___ RECORDS FOR THE EXERCISE

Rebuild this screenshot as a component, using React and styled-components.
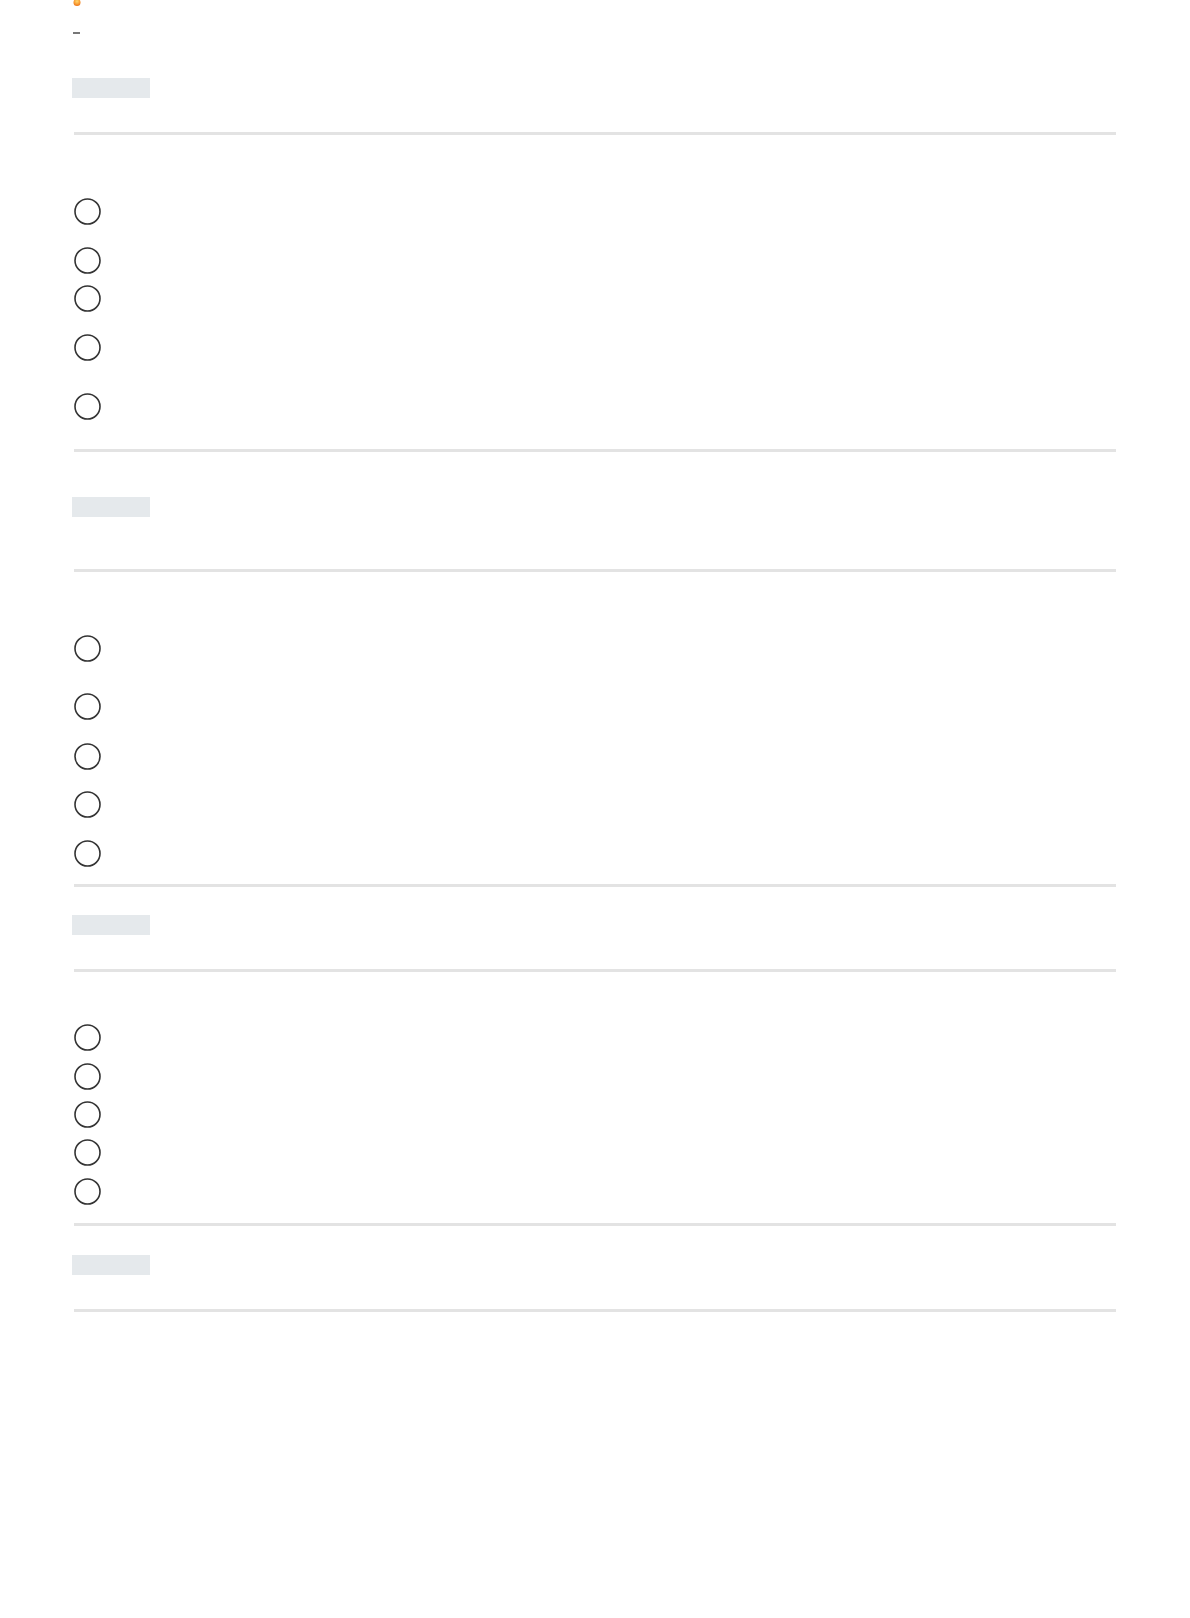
import styled, { createGlobalStyle } from "styled-components";

const GlobalStyle = createGlobalStyle`
  html, body {
    margin: 0;
    padding: 0;
    background: #ffffff;
    font-family: "Liberation Sans", Arial, sans-serif;
  }
`;

const Page = styled.main`
  padding: 0 72px 300px;
`;

const Logo = styled.svg`
  display: block;
  margin-left: 1px;
`;

const Dash = styled.div`
  width: 7px;
  height: 2px;
  margin: 26px 0 0 1px;
  background: #777;
`;

const Header = styled.div`
  padding-top: ${(p) => p.$top}px;
  padding-bottom: ${(p) => p.$bottom}px;
`;

const TitleSkeleton = styled.div`
  width: 78px;
  height: 20px;
  background: #e5e9ec;
`;

const Divider = styled.hr`
  height: 3px;
  margin: 0 2px;
  border: 0;
  background: #e3e3e3;
`;

const OptionList = styled.ul`
  list-style: none;
  margin: 0;
  padding: ${(p) => p.$top}px 0 0;
`;

const Option = styled.li`
  display: flex;
  align-items: flex-start;
  height: ${(p) => p.$height}px;
  padding-left: 1.5px;
`;

const Radio = styled.svg`
  flex: none;
  display: block;
`;

const questions = [
  { top: 44, bottom: 34, listTop: 63, rows: [49, 38, 49, 59, 56] },
  { top: 45, bottom: 52, listTop: 63, rows: [58, 49.5, 48.5, 49, 44] },
  { top: 28, bottom: 34, listTop: 52, rows: [39, 38, 38, 39, 45] },
  { top: 29, bottom: 34, listTop: 0, rows: [] },
];

function RadioCircle() {
  return (
    <Radio width="27" height="27" viewBox="0 0 27 27">
      <circle cx="13.5" cy="13.5" r="12.5" fill="none" stroke="#333" strokeWidth="1.6" />
    </Radio>
  );
}

function Question({ q }) {
  return (
    <section>
      <Header $top={q.top} $bottom={q.bottom}>
        <TitleSkeleton />
      </Header>
      <Divider />
      {q.rows.length > 0 && (
        <>
          <OptionList $top={q.listTop}>
            {q.rows.map((h, i) => (
              <Option key={i} $height={h}>
                <RadioCircle />
              </Option>
            ))}
          </OptionList>
          <Divider />
        </>
      )}
    </section>
  );
}

export default function App() {
  return (
    <>
      <GlobalStyle />
      <Page>
        <Logo width="8" height="6" viewBox="0 0 8 6">
          <defs>
            <radialGradient id="flame" cx="0.5" cy="0.35" r="0.6">
              <stop offset="0" stopColor="#ffd66e" />
              <stop offset="0.6" stopColor="#f9a43a" />
              <stop offset="1" stopColor="#ef7d1f" />
            </radialGradient>
          </defs>
          <circle cx="4" cy="2.4" r="3.5" fill="url(#flame)" />
        </Logo>
        <Dash />
        {questions.map((q, i) => (
          <Question key={i} q={q} />
        ))}
      </Page>
    </>
  );
}
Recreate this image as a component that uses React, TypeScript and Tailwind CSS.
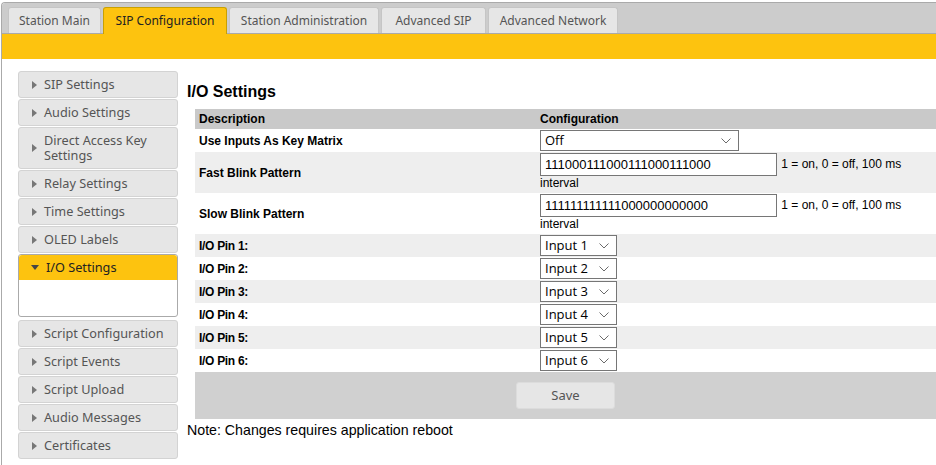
import { useState } from 'react';

const tabs = [
  { label: 'Station Main', w: 'w-[93px]' },
  { label: 'SIP Configuration', w: 'w-[124px]' },
  { label: 'Station Administration', w: 'w-[150px]' },
  { label: 'Advanced SIP', w: 'w-[105px]' },
  { label: 'Advanced Network', w: 'w-[130px]' },
];

const menuTop = ['SIP Settings', 'Audio Settings', 'Direct Access Key Settings', 'Relay Settings', 'Time Settings', 'OLED Labels'];
const menuBottom = ['Script Configuration', 'Script Events', 'Script Upload', 'Audio Messages', 'Certificates'];

function Chevron() {
  return (
    <svg width="10" height="6" viewBox="0 0 10 6" className="pointer-events-none absolute right-[8px] top-1/2 -translate-y-1/2">
      <path d="M0.5 0.5 L5 5 L9.5 0.5" fill="none" stroke="#6b6b6b" strokeWidth="1" />
    </svg>
  );
}

function Select({ value, options, width }: { value: string; options: string[]; width: string }) {
  const [v, setV] = useState(value);
  return (
    <span className={`relative inline-block align-middle ${width}`}>
      <select
        value={v}
        onChange={(e) => setV(e.target.value)}
        className="h-[21px] w-full appearance-none border border-[#767676] bg-white pl-[4px] pr-[20px] text-[13px] leading-[19px] text-black outline-none"
        style={{ fontFamily: '"Open Sans", "Noto Sans", sans-serif' }}
      >
        {options.map((o) => (
          <option key={o}>{o}</option>
        ))}
      </select>
      <Chevron />
    </span>
  );
}

function Arrow({ open }: { open?: boolean }) {
  return open ? (
    <svg width="8" height="5" viewBox="0 0 8 5" className="mr-[7px] shrink-0">
      <path d="M0 0 L8 0 L4 5 Z" fill="#454545" />
    </svg>
  ) : (
    <svg width="5" height="8" viewBox="0 0 5 8" className="mr-[7px] shrink-0">
      <path d="M0 0 L5 4 L0 8 Z" fill="#777" />
    </svg>
  );
}

function MenuItem({ label }: { label: string }) {
  return (
    <div className="flex items-center rounded-[3px] border border-[#d3d3d3] bg-[#e6e6e6] py-[5px] pl-[13px] pr-[8px] text-[12.7px] leading-[15px] text-[#555]">
      <Arrow />
      <span>{label === 'Direct Access Key Settings' ? <>Direct Access Key<br />Settings</> : label}</span>
    </div>
  );
}

export default function App() {
  const [fast, setFast] = useState('111000111000111000111000');
  const [slow, setSlow] = useState('111111111111000000000000');
  const pins = [1, 2, 3, 4, 5, 6];
  const inputOpts = ['Input 1', 'Input 2', 'Input 3', 'Input 4', 'Input 5', 'Input 6'];

  return (
    <div className="h-[465px] w-[936px] overflow-hidden bg-white" style={{ fontFamily: '"Noto Sans", sans-serif' }}>
      <div className="ml-px mt-[2px] h-full w-[960px] rounded-tl-[4px] border-l border-t border-[#aaa]">
        {/* tab bar */}
        <div className="flex h-[31px] items-end gap-[2px] rounded-tl-[3px] border-b border-[#aaa] bg-[#ccc] pl-[6px]">
          {tabs.map((t) =>
            t.label === 'SIP Configuration' ? (
              <div
                key={t.label}
                className={`mb-[-1px] flex h-[27px] ${t.w} items-center justify-center rounded-t-[3px] border border-b-0 border-[#c9a000] bg-[#fdc30f] text-[12px] text-[#222]`}
              >
                {t.label}
              </div>
            ) : (
              <div
                key={t.label}
                className={`flex h-[26px] ${t.w} items-center justify-center rounded-t-[3px] border border-b-0 border-[#c5c5c5] bg-[#e6e6e6] text-[12px] text-[#555]`}
              >
                {t.label}
              </div>
            )
          )}
        </div>
        <div className="h-[25px] bg-[#fdc30f]" />

        <div className="flex gap-[9px] pl-[16px] pt-[12px]">
          {/* sidebar */}
          <div className="flex w-[160px] shrink-0 flex-col gap-px">
            {menuTop.map((m) => (
              <MenuItem key={m} label={m} />
            ))}
            <div className="rounded-[3px] border border-[#aaa] bg-white">
              <div className="flex items-center rounded-t-[3px] bg-[#fdc30f] py-[5px] pl-[12px] text-[12.7px] leading-[15px] text-[#222]">
                <Arrow open />
                <span>I/O Settings</span>
              </div>
              <div className="h-[36px]" />
            </div>
            <div className="mt-[2px] flex flex-col gap-px">
              {menuBottom.map((m) => (
                <MenuItem key={m} label={m} />
              ))}
            </div>
          </div>

          {/* main */}
          <div className="flex-1" style={{ fontFamily: '"Liberation Sans", Arial, sans-serif' }}>
            <h2 className="mt-[12px] text-[16px] font-bold leading-[18px] text-black">I/O Settings</h2>
            <table className="ml-[8px] mt-[8px] w-[741px] table-fixed border-collapse text-[12px] text-black">
              <colgroup>
                <col className="w-[341px]" />
                <col />
              </colgroup>
              <thead>
                <tr className="h-[20px] bg-[#c9c9c9] text-left">
                  <th className="px-[4px] font-bold">Description</th>
                  <th className="px-[4px] font-bold">Configuration</th>
                </tr>
              </thead>
              <tbody>
                <tr className="h-[23px] bg-white">
                  <td className="px-[4px] font-bold">Use Inputs As Key Matrix</td>
                  <td className="px-[4px] py-px">
                    <Select value="Off" options={['Off', 'On']} width="w-[199px]" />
                  </td>
                </tr>
                <tr className="h-[41px] bg-[#eee]">
                  <td className="px-[4px] font-bold">Fast Blink Pattern</td>
                  <td className="px-[4px] pt-px pb-[2px] leading-[15px]">
                    <input
                      value={fast}
                      onChange={(e) => setFast(e.target.value)}
                      className="h-[23px] w-[237px] border border-[#767676] bg-white px-[4px] align-middle text-[13px] outline-none"
                    />{' '}
                    <span className="ml-[1px]">1 = on, 0 = off, 100 ms interval</span>
                  </td>
                </tr>
                <tr className="h-[41px] bg-white">
                  <td className="px-[4px] font-bold">Slow Blink Pattern</td>
                  <td className="px-[4px] pt-px pb-[2px] leading-[15px]">
                    <input
                      value={slow}
                      onChange={(e) => setSlow(e.target.value)}
                      className="h-[23px] w-[237px] border border-[#767676] bg-white px-[4px] align-middle text-[13px] outline-none"
                    />{' '}
                    <span className="ml-[1px]">1 = on, 0 = off, 100 ms interval</span>
                  </td>
                </tr>
                {pins.map((p) => (
                  <tr key={p} className={`h-[23px] ${p % 2 === 1 ? 'bg-[#eee]' : 'bg-white'}`}>
                    <td className="px-[4px] font-bold tracking-[-0.3px]">I/O Pin {p}:</td>
                    <td className="px-[4px] py-px">
                      <Select value={`Input ${p}`} options={inputOpts} width="w-[77px]" />
                    </td>
                  </tr>
                ))}
                <tr className="bg-[#d0d0d0]">
                  <td colSpan={2} className="py-[10px] text-center">
                    <button
                      className="h-[27px] w-[99px] rounded-[3px] border border-[#dcdcdc] bg-[#e6e6e6] text-[13px] text-[#555]"
                      style={{ fontFamily: '"Noto Sans", sans-serif' }}
                    >
                      Save
                    </button>
                  </td>
                </tr>
              </tbody>
            </table>
            <p className="mt-[2px] text-[14.2px] leading-[18px] text-black">Note: Changes requires application reboot</p>
          </div>
        </div>
      </div>
    </div>
  );
}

______

◆ WHAT TO PRODUCE ◆
Begin with the line that contains "Recreate this image" and end with the line that contains "const menuBottom = ['Script"; write out both and all lines between exactly, but no pictures.

◆ WRITTEN SOLUTION ◆
Recreate this image as a component that uses React, TypeScript and Tailwind CSS.
import { useState } from 'react';

const tabs = [
  { label: 'Station Main', w: 'w-[93px]' },
  { label: 'SIP Configuration', w: 'w-[124px]' },
  { label: 'Station Administration', w: 'w-[150px]' },
  { label: 'Advanced SIP', w: 'w-[105px]' },
  { label: 'Advanced Network', w: 'w-[130px]' },
];

const menuTop = ['SIP Settings', 'Audio Settings', 'Direct Access Key Settings', 'Relay Settings', 'Time Settings', 'OLED Labels'];
const menuBottom = ['Script Configuration', 'Script Events', 'Script Upload', 'Audio Messages', 'Certificates'];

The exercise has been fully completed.